**REQUIRED TASK**
Would you transcribe the whole listing exactly, minus its pictures?
** start of RECORDED INFORMATION **
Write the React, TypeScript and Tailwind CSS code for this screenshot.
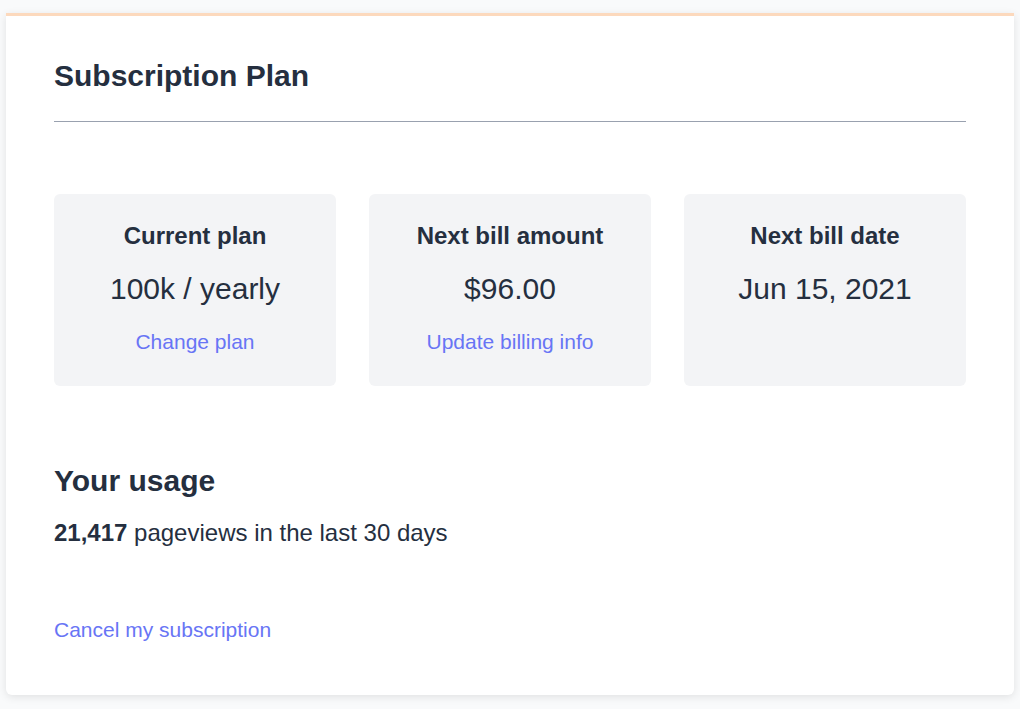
import React from "react";

const font = { fontFamily: '"Liberation Sans", Arial, sans-serif' };

function StatCard({ label, value, link }: { label: string; value: string; link?: string }) {
  return (
    <div className="bg-gray-100 rounded-md pt-[26px] pb-[30px] flex flex-col items-center text-center">
      <div className="text-2xl font-bold text-[#252f3f]">{label}</div>
      <div className="text-3xl text-[#252f3f] mt-[19px]">{value}</div>
      {link && <a className="text-[21px] leading-[28px] text-[#6875f5] mt-[21px]">{link}</a>}
    </div>
  );
}

export default function App() {
  return (
    <div className="min-h-[709px] bg-gray-50 pt-[13px] px-[6px]" style={font}>
      <div className="bg-white border-t-[3px] border-[#fcd9bd] rounded-b-md shadow-[0_2px_8px_rgba(0,0,0,0.1)] px-12 pt-[42px] pb-[51px]">
        <h1 className="text-3xl font-bold text-[#252f3f]">Subscription Plan</h1>
        <div className="h-px bg-gray-400 mt-[27px]" />
        <div className="grid grid-cols-3 gap-[33px] mt-[72px]">
          <StatCard label="Current plan" value="100k / yearly" link="Change plan" />
          <StatCard label="Next bill amount" value="$96.00" link="Update billing info" />
          <StatCard label="Next bill date" value="Jun 15, 2021" />
        </div>
        <h2 className="text-3xl font-bold text-[#252f3f] mt-[77px]">Your usage</h2>
        <p className="text-2xl text-[#252f3f] mt-[18px]">
          <span className="font-bold">21,417</span> pageviews in the last 30 days
        </p>
        <a className="block text-[21px] leading-[28px] text-[#6875f5] mt-[67px]">Cancel my subscription</a>
      </div>
    </div>
  );
}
** end of RECORDED INFORMATION **
**RESULT FOR THIS EXERCISE**
Write the React, TypeScript and Tailwind CSS code for this screenshot.
import React from "react";

const font = { fontFamily: '"Liberation Sans", Arial, sans-serif' };

function StatCard({ label, value, link }: { label: string; value: string; link?: string }) {
  return (
    <div className="bg-gray-100 rounded-md pt-[26px] pb-[30px] flex flex-col items-center text-center">
      <div className="text-2xl font-bold text-[#252f3f]">{label}</div>
      <div className="text-3xl text-[#252f3f] mt-[19px]">{value}</div>
      {link && <a className="text-[21px] leading-[28px] text-[#6875f5] mt-[21px]">{link}</a>}
    </div>
  );
}

export default function App() {
  return (
    <div className="min-h-[709px] bg-gray-50 pt-[13px] px-[6px]" style={font}>
      <div className="bg-white border-t-[3px] border-[#fcd9bd] rounded-b-md shadow-[0_2px_8px_rgba(0,0,0,0.1)] px-12 pt-[42px] pb-[51px]">
        <h1 className="text-3xl font-bold text-[#252f3f]">Subscription Plan</h1>
        <div className="h-px bg-gray-400 mt-[27px]" />
        <div className="grid grid-cols-3 gap-[33px] mt-[72px]">
          <StatCard label="Current plan" value="100k / yearly" link="Change plan" />
          <StatCard label="Next bill amount" value="$96.00" link="Update billing info" />
          <StatCard label="Next bill date" value="Jun 15, 2021" />
        </div>
        <h2 className="text-3xl font-bold text-[#252f3f] mt-[77px]">Your usage</h2>
        <p className="text-2xl text-[#252f3f] mt-[18px]">
          <span className="font-bold">21,417</span> pageviews in the last 30 days
        </p>
        <a className="block text-[21px] leading-[28px] text-[#6875f5] mt-[67px]">Cancel my subscription</a>
      </div>
    </div>
  );
}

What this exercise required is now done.